## GIVEN REQUEST
From the listing below, extract every line in which the word "with" appears.

## EXERCISE INPUTS

%%

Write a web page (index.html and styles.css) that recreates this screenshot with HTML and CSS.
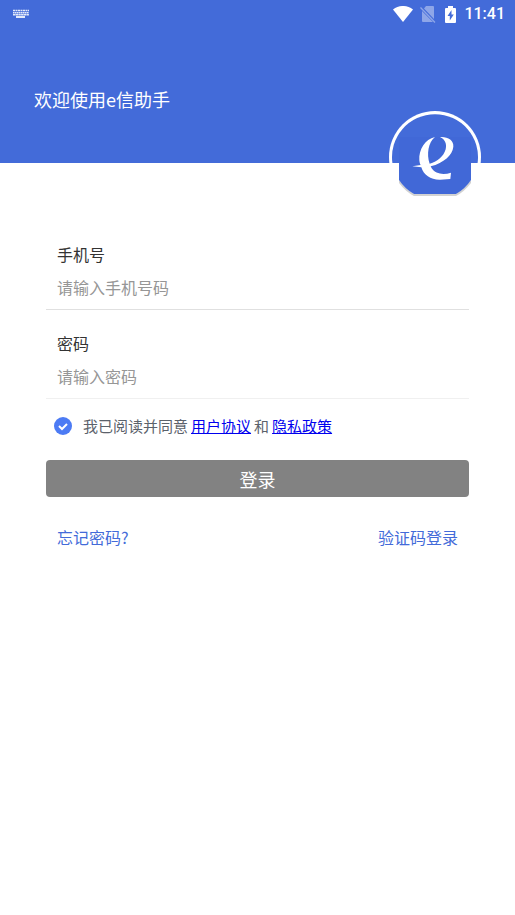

%%
%%

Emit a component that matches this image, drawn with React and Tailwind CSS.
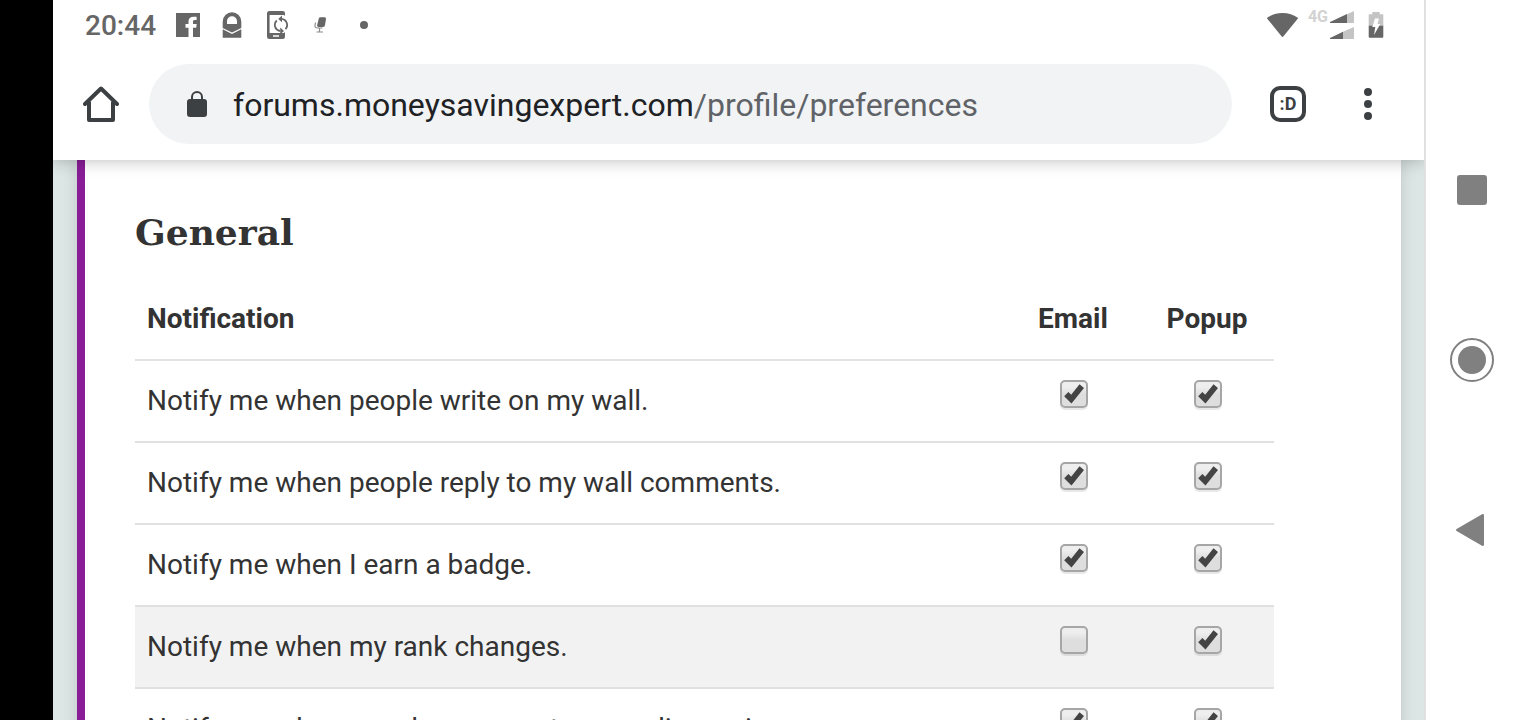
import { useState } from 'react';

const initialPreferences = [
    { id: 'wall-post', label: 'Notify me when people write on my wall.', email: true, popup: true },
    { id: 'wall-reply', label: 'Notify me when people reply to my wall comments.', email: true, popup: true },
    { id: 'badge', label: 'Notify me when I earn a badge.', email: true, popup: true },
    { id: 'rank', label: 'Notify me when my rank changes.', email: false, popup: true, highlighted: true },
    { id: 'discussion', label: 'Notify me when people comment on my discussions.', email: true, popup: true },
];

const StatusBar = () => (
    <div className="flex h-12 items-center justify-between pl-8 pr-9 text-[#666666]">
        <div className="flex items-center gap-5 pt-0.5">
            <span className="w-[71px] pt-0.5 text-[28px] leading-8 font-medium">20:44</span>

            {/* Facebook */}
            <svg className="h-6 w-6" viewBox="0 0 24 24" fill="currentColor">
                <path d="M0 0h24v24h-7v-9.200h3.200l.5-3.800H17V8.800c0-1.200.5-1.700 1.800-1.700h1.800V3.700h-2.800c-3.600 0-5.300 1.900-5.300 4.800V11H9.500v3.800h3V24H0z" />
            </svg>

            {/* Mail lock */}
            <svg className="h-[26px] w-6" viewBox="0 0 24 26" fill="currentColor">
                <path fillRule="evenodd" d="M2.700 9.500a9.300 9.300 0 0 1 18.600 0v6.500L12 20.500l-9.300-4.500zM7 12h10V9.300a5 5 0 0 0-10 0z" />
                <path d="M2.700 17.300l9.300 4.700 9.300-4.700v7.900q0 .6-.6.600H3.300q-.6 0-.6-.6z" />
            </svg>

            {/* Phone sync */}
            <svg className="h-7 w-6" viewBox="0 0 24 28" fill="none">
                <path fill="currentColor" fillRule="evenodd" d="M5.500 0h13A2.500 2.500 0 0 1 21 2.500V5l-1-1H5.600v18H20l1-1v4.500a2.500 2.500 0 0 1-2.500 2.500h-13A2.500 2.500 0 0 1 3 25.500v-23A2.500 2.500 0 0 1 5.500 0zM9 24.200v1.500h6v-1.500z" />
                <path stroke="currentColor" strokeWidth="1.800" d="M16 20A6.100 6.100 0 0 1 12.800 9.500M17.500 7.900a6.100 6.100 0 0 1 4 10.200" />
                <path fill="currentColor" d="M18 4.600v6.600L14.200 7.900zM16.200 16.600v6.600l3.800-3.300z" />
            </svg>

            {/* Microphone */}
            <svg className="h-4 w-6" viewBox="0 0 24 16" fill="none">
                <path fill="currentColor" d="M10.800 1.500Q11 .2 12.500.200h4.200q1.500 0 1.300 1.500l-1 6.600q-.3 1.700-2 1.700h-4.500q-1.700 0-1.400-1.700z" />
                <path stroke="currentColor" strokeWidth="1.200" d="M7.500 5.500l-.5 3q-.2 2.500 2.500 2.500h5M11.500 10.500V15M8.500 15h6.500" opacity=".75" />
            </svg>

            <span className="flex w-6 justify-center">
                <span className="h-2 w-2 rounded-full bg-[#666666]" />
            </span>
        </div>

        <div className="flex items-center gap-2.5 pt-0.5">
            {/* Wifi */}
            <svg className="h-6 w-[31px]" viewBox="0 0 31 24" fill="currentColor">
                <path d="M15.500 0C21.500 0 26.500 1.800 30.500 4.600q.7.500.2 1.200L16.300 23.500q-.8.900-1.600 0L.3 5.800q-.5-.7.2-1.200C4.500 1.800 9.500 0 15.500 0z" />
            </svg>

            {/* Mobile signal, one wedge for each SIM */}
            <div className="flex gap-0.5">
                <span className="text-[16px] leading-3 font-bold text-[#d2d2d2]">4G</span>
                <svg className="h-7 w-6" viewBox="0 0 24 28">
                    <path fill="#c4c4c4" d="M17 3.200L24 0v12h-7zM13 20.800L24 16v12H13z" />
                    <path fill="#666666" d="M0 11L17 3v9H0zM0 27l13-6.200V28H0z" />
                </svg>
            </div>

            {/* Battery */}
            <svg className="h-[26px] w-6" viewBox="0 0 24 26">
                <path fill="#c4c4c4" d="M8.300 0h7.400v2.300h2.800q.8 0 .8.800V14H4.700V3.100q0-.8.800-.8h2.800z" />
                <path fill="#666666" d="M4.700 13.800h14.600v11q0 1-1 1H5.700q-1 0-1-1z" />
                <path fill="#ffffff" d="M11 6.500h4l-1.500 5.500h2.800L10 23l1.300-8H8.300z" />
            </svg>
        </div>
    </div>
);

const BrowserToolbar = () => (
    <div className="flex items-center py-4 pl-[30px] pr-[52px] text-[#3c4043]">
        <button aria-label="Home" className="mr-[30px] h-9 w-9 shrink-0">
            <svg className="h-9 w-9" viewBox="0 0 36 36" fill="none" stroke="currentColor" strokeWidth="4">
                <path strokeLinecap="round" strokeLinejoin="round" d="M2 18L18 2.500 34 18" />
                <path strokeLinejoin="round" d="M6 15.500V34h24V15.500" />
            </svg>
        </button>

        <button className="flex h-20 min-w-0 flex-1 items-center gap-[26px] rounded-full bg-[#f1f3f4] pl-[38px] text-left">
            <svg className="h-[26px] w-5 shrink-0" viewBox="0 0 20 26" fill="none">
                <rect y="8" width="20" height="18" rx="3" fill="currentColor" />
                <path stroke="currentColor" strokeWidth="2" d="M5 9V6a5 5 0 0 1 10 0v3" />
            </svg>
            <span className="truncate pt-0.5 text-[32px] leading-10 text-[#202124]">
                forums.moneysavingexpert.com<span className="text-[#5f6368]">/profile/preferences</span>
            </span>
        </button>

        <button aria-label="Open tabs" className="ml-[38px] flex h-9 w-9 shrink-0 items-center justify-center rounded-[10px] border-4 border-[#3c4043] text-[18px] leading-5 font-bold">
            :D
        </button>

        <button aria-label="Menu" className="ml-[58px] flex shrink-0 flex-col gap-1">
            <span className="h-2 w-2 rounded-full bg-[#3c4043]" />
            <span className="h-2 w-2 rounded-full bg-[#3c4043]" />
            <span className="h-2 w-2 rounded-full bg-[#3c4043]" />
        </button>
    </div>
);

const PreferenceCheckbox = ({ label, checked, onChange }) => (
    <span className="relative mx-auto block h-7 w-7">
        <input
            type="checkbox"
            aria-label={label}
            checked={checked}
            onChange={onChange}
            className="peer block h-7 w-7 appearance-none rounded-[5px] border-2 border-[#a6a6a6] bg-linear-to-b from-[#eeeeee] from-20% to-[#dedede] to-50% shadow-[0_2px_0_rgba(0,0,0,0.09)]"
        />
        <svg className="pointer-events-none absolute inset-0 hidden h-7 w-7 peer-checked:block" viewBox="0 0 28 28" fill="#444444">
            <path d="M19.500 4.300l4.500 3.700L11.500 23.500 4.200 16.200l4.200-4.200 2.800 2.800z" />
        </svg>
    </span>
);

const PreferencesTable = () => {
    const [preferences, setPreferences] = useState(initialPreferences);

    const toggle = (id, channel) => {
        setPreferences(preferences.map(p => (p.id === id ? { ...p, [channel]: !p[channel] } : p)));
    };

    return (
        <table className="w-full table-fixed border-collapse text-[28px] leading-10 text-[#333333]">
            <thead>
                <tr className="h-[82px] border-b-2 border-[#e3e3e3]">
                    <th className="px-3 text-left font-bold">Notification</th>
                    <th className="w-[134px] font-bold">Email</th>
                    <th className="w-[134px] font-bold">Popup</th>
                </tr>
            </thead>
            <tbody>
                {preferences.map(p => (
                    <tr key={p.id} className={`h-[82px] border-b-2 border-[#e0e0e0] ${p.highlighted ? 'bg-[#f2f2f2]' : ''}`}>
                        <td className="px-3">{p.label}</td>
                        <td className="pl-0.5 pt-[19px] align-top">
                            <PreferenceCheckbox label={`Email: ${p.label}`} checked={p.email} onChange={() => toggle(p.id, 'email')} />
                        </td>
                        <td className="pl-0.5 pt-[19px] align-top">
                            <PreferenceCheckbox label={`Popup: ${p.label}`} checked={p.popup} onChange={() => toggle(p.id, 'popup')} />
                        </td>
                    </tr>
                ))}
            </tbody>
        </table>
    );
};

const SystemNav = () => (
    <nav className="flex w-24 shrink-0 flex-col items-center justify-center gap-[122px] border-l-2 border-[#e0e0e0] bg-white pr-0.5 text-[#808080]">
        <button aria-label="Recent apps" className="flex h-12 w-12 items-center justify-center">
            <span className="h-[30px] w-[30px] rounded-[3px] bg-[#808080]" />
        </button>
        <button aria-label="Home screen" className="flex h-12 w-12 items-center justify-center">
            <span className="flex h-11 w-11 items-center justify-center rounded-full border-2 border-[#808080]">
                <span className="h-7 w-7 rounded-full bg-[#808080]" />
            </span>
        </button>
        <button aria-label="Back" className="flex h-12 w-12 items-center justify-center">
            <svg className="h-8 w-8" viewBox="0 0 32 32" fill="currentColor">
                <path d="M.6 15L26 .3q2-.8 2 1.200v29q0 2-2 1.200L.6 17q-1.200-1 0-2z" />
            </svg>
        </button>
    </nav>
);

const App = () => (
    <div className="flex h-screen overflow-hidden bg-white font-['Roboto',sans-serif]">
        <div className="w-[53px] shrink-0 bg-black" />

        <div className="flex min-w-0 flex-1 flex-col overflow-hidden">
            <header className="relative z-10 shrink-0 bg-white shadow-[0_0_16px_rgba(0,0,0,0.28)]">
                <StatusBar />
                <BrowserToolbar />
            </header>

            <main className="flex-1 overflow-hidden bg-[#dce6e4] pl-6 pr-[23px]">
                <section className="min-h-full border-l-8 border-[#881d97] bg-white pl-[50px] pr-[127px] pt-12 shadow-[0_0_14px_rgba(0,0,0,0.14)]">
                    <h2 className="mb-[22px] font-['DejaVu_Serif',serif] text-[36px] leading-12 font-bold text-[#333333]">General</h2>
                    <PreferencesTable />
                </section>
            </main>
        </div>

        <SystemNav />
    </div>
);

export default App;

%%

## SOLUTION BELOW
Write a web page (index.html and styles.css) that recreates this screenshot with HTML and CSS.
Emit a component that matches this image, drawn with React and Tailwind CSS.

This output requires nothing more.